TASK INSTRUCTIONS → Transcribe all of the material below word for word and leave out its pictures.

GIVEN INFORMATION →
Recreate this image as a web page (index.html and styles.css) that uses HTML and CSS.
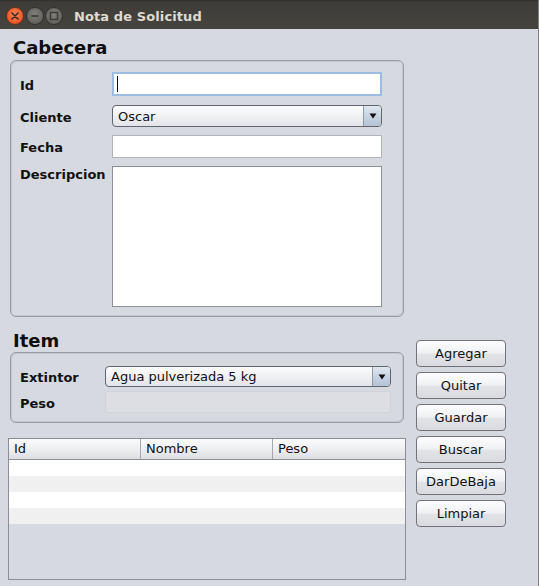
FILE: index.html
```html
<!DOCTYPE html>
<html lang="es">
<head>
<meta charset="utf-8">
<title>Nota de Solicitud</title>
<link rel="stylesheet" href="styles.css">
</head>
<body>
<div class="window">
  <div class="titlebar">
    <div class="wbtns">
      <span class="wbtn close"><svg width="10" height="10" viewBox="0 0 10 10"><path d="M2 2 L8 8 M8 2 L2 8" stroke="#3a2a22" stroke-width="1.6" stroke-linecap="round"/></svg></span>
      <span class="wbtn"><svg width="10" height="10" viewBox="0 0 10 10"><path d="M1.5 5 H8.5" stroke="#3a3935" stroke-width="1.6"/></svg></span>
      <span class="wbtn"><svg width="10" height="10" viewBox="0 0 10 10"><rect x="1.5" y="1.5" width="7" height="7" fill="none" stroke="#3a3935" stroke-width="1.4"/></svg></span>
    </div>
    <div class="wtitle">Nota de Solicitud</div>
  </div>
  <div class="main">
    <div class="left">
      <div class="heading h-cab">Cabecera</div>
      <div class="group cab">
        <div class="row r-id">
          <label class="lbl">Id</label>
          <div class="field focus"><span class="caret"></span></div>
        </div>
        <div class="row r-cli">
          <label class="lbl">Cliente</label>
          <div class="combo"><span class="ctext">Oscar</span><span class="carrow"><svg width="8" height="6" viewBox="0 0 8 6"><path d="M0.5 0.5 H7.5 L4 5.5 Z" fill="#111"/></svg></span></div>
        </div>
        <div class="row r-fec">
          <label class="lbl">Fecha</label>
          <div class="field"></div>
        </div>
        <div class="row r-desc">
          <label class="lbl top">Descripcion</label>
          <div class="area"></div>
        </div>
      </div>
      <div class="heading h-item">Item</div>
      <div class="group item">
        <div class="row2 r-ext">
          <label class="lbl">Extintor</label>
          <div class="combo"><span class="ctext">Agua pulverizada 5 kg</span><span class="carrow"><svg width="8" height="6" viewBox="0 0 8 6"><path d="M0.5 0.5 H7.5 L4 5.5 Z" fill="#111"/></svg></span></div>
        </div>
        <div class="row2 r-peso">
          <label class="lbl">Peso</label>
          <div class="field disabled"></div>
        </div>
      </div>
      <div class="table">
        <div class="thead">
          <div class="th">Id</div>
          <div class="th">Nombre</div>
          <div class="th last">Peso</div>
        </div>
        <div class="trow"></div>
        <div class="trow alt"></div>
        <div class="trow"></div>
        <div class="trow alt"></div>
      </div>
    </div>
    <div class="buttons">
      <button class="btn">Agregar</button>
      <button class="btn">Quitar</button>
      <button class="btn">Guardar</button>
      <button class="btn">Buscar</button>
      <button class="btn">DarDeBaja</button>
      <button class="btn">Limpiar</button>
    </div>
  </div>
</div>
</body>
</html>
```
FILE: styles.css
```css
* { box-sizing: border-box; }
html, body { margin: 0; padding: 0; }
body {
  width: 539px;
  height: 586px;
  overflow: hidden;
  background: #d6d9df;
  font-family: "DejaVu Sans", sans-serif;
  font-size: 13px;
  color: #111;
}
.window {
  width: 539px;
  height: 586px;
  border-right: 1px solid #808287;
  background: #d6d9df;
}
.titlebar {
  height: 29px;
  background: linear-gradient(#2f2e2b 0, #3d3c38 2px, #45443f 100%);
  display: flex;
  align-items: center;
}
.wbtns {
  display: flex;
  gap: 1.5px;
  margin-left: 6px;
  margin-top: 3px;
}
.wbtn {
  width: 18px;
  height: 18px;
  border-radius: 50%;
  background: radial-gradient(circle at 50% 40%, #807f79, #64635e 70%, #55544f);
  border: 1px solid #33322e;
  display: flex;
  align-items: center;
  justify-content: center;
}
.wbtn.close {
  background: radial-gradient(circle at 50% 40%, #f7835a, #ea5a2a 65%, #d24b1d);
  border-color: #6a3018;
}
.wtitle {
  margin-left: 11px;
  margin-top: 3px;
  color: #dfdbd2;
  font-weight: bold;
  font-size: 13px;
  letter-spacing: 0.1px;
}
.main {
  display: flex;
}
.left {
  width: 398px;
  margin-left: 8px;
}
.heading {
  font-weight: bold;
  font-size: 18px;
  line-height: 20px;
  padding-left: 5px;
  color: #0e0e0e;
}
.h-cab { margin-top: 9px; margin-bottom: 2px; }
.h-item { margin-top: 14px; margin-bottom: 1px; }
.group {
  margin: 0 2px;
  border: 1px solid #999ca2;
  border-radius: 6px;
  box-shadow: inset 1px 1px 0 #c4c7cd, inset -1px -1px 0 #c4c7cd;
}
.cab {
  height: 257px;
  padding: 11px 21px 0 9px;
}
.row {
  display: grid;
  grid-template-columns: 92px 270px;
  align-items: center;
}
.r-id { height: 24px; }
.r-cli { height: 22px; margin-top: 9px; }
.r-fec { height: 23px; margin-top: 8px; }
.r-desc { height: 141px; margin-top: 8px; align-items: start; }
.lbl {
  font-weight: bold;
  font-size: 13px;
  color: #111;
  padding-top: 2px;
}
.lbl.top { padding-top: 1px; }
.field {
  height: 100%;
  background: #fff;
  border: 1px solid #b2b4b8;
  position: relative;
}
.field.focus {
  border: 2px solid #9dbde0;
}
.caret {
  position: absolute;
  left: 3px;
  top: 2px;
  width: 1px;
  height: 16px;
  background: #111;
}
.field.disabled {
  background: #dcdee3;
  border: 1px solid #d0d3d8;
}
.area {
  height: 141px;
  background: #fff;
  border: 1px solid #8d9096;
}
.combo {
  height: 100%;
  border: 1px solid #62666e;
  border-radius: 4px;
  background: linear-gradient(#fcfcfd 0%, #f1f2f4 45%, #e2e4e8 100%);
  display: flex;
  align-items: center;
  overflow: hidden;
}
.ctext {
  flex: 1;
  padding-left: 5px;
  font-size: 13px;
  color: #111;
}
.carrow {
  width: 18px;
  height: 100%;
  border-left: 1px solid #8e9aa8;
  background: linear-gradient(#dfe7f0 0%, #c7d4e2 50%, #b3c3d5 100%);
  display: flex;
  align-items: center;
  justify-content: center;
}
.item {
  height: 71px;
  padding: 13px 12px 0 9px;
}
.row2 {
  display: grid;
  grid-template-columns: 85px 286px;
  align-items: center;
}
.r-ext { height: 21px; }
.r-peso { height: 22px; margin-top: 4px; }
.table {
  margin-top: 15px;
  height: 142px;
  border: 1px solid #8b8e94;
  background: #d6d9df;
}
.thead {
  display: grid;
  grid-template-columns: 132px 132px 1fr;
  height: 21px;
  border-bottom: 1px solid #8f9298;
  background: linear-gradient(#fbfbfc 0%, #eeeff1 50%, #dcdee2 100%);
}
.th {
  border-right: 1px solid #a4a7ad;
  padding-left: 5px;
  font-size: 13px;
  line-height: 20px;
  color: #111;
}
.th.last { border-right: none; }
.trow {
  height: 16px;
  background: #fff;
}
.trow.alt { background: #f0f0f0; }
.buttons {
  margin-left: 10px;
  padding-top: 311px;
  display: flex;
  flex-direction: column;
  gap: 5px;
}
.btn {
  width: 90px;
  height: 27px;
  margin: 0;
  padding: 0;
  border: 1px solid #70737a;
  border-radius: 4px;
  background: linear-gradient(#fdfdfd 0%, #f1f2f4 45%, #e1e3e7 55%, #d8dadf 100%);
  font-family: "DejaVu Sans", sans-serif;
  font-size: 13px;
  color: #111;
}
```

SOLUTION TO THE PROBLEM →
Recreate this image as a web page (index.html and styles.css) that uses HTML and CSS.
FILE: index.html
```html
<!DOCTYPE html>
<html lang="es">
<head>
<meta charset="utf-8">
<title>Nota de Solicitud</title>
<link rel="stylesheet" href="styles.css">
</head>
<body>
<div class="window">
  <div class="titlebar">
    <div class="wbtns">
      <span class="wbtn close"><svg width="10" height="10" viewBox="0 0 10 10"><path d="M2 2 L8 8 M8 2 L2 8" stroke="#3a2a22" stroke-width="1.6" stroke-linecap="round"/></svg></span>
      <span class="wbtn"><svg width="10" height="10" viewBox="0 0 10 10"><path d="M1.5 5 H8.5" stroke="#3a3935" stroke-width="1.6"/></svg></span>
      <span class="wbtn"><svg width="10" height="10" viewBox="0 0 10 10"><rect x="1.5" y="1.5" width="7" height="7" fill="none" stroke="#3a3935" stroke-width="1.4"/></svg></span>
    </div>
    <div class="wtitle">Nota de Solicitud</div>
  </div>
  <div class="main">
    <div class="left">
      <div class="heading h-cab">Cabecera</div>
      <div class="group cab">
        <div class="row r-id">
          <label class="lbl">Id</label>
          <div class="field focus"><span class="caret"></span></div>
        </div>
        <div class="row r-cli">
          <label class="lbl">Cliente</label>
          <div class="combo"><span class="ctext">Oscar</span><span class="carrow"><svg width="8" height="6" viewBox="0 0 8 6"><path d="M0.5 0.5 H7.5 L4 5.5 Z" fill="#111"/></svg></span></div>
        </div>
        <div class="row r-fec">
          <label class="lbl">Fecha</label>
          <div class="field"></div>
        </div>
        <div class="row r-desc">
          <label class="lbl top">Descripcion</label>
          <div class="area"></div>
        </div>
      </div>
      <div class="heading h-item">Item</div>
      <div class="group item">
        <div class="row2 r-ext">
          <label class="lbl">Extintor</label>
          <div class="combo"><span class="ctext">Agua pulverizada 5 kg</span><span class="carrow"><svg width="8" height="6" viewBox="0 0 8 6"><path d="M0.5 0.5 H7.5 L4 5.5 Z" fill="#111"/></svg></span></div>
        </div>
        <div class="row2 r-peso">
          <label class="lbl">Peso</label>
          <div class="field disabled"></div>
        </div>
      </div>
      <div class="table">
        <div class="thead">
          <div class="th">Id</div>
          <div class="th">Nombre</div>
          <div class="th last">Peso</div>
        </div>
        <div class="trow"></div>
        <div class="trow alt"></div>
        <div class="trow"></div>
        <div class="trow alt"></div>
      </div>
    </div>
    <div class="buttons">
      <button class="btn">Agregar</button>
      <button class="btn">Quitar</button>
      <button class="btn">Guardar</button>
      <button class="btn">Buscar</button>
      <button class="btn">DarDeBaja</button>
      <button class="btn">Limpiar</button>
    </div>
  </div>
</div>
</body>
</html>
```
FILE: styles.css
```css
* { box-sizing: border-box; }
html, body { margin: 0; padding: 0; }
body {
  width: 539px;
  height: 586px;
  overflow: hidden;
  background: #d6d9df;
  font-family: "DejaVu Sans", sans-serif;
  font-size: 13px;
  color: #111;
}
.window {
  width: 539px;
  height: 586px;
  border-right: 1px solid #808287;
  background: #d6d9df;
}
.titlebar {
  height: 29px;
  background: linear-gradient(#2f2e2b 0, #3d3c38 2px, #45443f 100%);
  display: flex;
  align-items: center;
}
.wbtns {
  display: flex;
  gap: 1.5px;
  margin-left: 6px;
  margin-top: 3px;
}
.wbtn {
  width: 18px;
  height: 18px;
  border-radius: 50%;
  background: radial-gradient(circle at 50% 40%, #807f79, #64635e 70%, #55544f);
  border: 1px solid #33322e;
  display: flex;
  align-items: center;
  justify-content: center;
}
.wbtn.close {
  background: radial-gradient(circle at 50% 40%, #f7835a, #ea5a2a 65%, #d24b1d);
  border-color: #6a3018;
}
.wtitle {
  margin-left: 11px;
  margin-top: 3px;
  color: #dfdbd2;
  font-weight: bold;
  font-size: 13px;
  letter-spacing: 0.1px;
}
.main {
  display: flex;
}
.left {
  width: 398px;
  margin-left: 8px;
}
.heading {
  font-weight: bold;
  font-size: 18px;
  line-height: 20px;
  padding-left: 5px;
  color: #0e0e0e;
}
.h-cab { margin-top: 9px; margin-bottom: 2px; }
.h-item { margin-top: 14px; margin-bottom: 1px; }
.group {
  margin: 0 2px;
  border: 1px solid #999ca2;
  border-radius: 6px;
  box-shadow: inset 1px 1px 0 #c4c7cd, inset -1px -1px 0 #c4c7cd;
}
.cab {
  height: 257px;
  padding: 11px 21px 0 9px;
}
.row {
  display: grid;
  grid-template-columns: 92px 270px;
  align-items: center;
}
.r-id { height: 24px; }
.r-cli { height: 22px; margin-top: 9px; }
.r-fec { height: 23px; margin-top: 8px; }
.r-desc { height: 141px; margin-top: 8px; align-items: start; }
.lbl {
  font-weight: bold;
  font-size: 13px;
  color: #111;
  padding-top: 2px;
}
.lbl.top { padding-top: 1px; }
.field {
  height: 100%;
  background: #fff;
  border: 1px solid #b2b4b8;
  position: relative;
}
.field.focus {
  border: 2px solid #9dbde0;
}
.caret {
  position: absolute;
  left: 3px;
  top: 2px;
  width: 1px;
  height: 16px;
  background: #111;
}
.field.disabled {
  background: #dcdee3;
  border: 1px solid #d0d3d8;
}
.area {
  height: 141px;
  background: #fff;
  border: 1px solid #8d9096;
}
.combo {
  height: 100%;
  border: 1px solid #62666e;
  border-radius: 4px;
  background: linear-gradient(#fcfcfd 0%, #f1f2f4 45%, #e2e4e8 100%);
  display: flex;
  align-items: center;
  overflow: hidden;
}
.ctext {
  flex: 1;
  padding-left: 5px;
  font-size: 13px;
  color: #111;
}
.carrow {
  width: 18px;
  height: 100%;
  border-left: 1px solid #8e9aa8;
  background: linear-gradient(#dfe7f0 0%, #c7d4e2 50%, #b3c3d5 100%);
  display: flex;
  align-items: center;
  justify-content: center;
}
.item {
  height: 71px;
  padding: 13px 12px 0 9px;
}
.row2 {
  display: grid;
  grid-template-columns: 85px 286px;
  align-items: center;
}
.r-ext { height: 21px; }
.r-peso { height: 22px; margin-top: 4px; }
.table {
  margin-top: 15px;
  height: 142px;
  border: 1px solid #8b8e94;
  background: #d6d9df;
}
.thead {
  display: grid;
  grid-template-columns: 132px 132px 1fr;
  height: 21px;
  border-bottom: 1px solid #8f9298;
  background: linear-gradient(#fbfbfc 0%, #eeeff1 50%, #dcdee2 100%);
}
.th {
  border-right: 1px solid #a4a7ad;
  padding-left: 5px;
  font-size: 13px;
  line-height: 20px;
  color: #111;
}
.th.last { border-right: none; }
.trow {
  height: 16px;
  background: #fff;
}
.trow.alt { background: #f0f0f0; }
.buttons {
  margin-left: 10px;
  padding-top: 311px;
  display: flex;
  flex-direction: column;
  gap: 5px;
}
.btn {
  width: 90px;
  height: 27px;
  margin: 0;
  padding: 0;
  border: 1px solid #70737a;
  border-radius: 4px;
  background: linear-gradient(#fdfdfd 0%, #f1f2f4 45%, #e1e3e7 55%, #d8dadf 100%);
  font-family: "DejaVu Sans", sans-serif;
  font-size: 13px;
  color: #111;
}
```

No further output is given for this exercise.